CCH, a member of the international publishing group Wolters Kluwer, generates legal and financial publications and has branches in all the state capitals.

The firm had expanded in the way most businesses do - responding to needs as they arose and without a masterplan.

The result was a mixed environment with jukeboxes, directly attached storage, very cheap NAS and Sun SANs with an even split running Windows and Solaris.

Some performance requirements could have only been handled by direct to disk, and occasional projects had borrowed disk on servers or staff had added in their own file servers. “The storage amounts dramatically increase with these sorts of purchases,” says Alwyn Arthur, XSI's alliance manager, who oversaw the sale.

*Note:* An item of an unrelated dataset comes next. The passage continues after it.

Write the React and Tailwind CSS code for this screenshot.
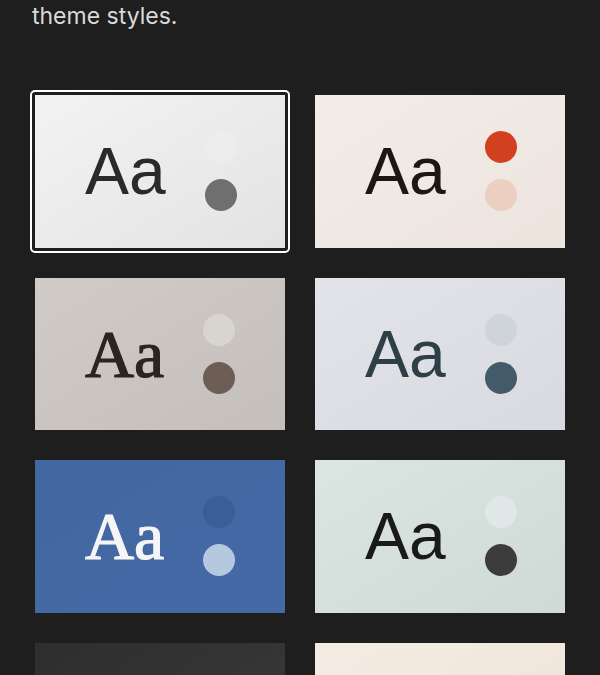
import React from "react";

const cards = [
  { bg: "bg-linear-to-br from-[#f3f3f3] to-[#e3e3e3]", text: "text-[#2a2a2a]", serif: false, d1: "bg-[#ededed]", d2: "bg-[#6f6f6f]", selected: true, label: true },
  { bg: "bg-linear-to-br from-[#f3ece8] to-[#ede4de]", text: "text-[#1e1614]", serif: false, d1: "bg-[#d3401f]", d2: "bg-[#ebd0c1]", label: true },
  { bg: "bg-linear-to-br from-[#d0cbc7] to-[#c4bfba]", text: "text-[#2b2420]", serif: true, d1: "bg-[#d8d4d0]", d2: "bg-[#6c5e55]", label: true },
  { bg: "bg-linear-to-br from-[#e3e4e9] to-[#d8dadf]", text: "text-[#2e3f48]", serif: false, d1: "bg-[#cfd4da]", d2: "bg-[#435b69]", label: true },
  { bg: "bg-linear-to-br from-[#4367a0] to-[#4469a5]", text: "text-[#f5f5f5]", serif: true, d1: "bg-[#3a5f96]", d2: "bg-[#b6c7e0]", label: true },
  { bg: "bg-linear-to-br from-[#dbe5e2] to-[#cfd9d5]", text: "text-[#1a1a1a]", serif: false, d1: "bg-[#dfe8e6]", d2: "bg-[#3c3c3c]", label: true },
  { bg: "bg-linear-to-br from-[#2e2e2e] to-[#3b3b3b]", d1: "bg-[#555555]", d2: "bg-[#bbbbbb]", label: false },
  { bg: "bg-linear-to-br from-[#f4ece3] to-[#eee3d6]", d1: "bg-[#c9794a]", d2: "bg-[#e7d6c4]", label: false },
];

function Card({ c }) {
  return (
    <div className="relative">
      {c.selected && (
        <div className="pointer-events-none absolute -inset-[5px] rounded-[5px] border-2 border-white" />
      )}
      <div className={`flex h-[152.5px] w-[250px] items-center pl-[50px] ${c.bg}`}>
        {c.label && (
          <>
            {c.serif ? (
              <div
                className={`w-[118px] text-[68px] leading-none [-webkit-text-stroke:1.2px_currentColor] ${c.text}`}
                style={{ fontFamily: '"Liberation Serif", "Times New Roman", serif' }}
              >
                Aa
              </div>
            ) : (
              <div
                className={`w-[120px] text-[66px] leading-none ${c.text}`}
                style={{ fontFamily: '"Liberation Sans", Arial, sans-serif' }}
              >
                Aa
              </div>
            )}
            <div className="flex flex-col gap-4">
              <div className={`h-8 w-8 rounded-full ${c.d1}`} />
              <div className={`h-8 w-8 rounded-full ${c.d2}`} />
            </div>
          </>
        )}
      </div>
    </div>
  );
}

export default function App() {
  return (
    <div className="h-[675px] w-full overflow-hidden bg-[#1e1e1e] pl-[32px]">
      <div
        className="pt-[2px] text-[23px] leading-[28px] text-[#dadada]"
        style={{ fontFamily: 'Inter, "Liberation Sans", sans-serif' }}
      >
        theme styles.
      </div>
      <div className="ml-[3px] mt-[65px] grid w-[530px] grid-cols-[250px_250px] gap-x-[30px] gap-y-[30px]">
        {cards.map((c, i) => (
          <Card key={i} c={c} />
        ))}
      </div>
    </div>
  );
}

This heterogeneous environment made successful backups a difficult proposition and the result was a number of backups operated by several employees in different areas of the company. Despite the proliferation of devices, the storage was estimated to be no more than one terabyte in total.

The gradual accumulation of non-standardised equipment is common in SMBs and combined with an outdated backup system makes it impossible to finish a backup before new data starts being recorded.

A typical scenario is for the backup to start on Friday night and still be continuing on Monday morning when the servers come online again, says Arthur. The servers slow down so IT staff shut down the backups, leaving company information unprotected.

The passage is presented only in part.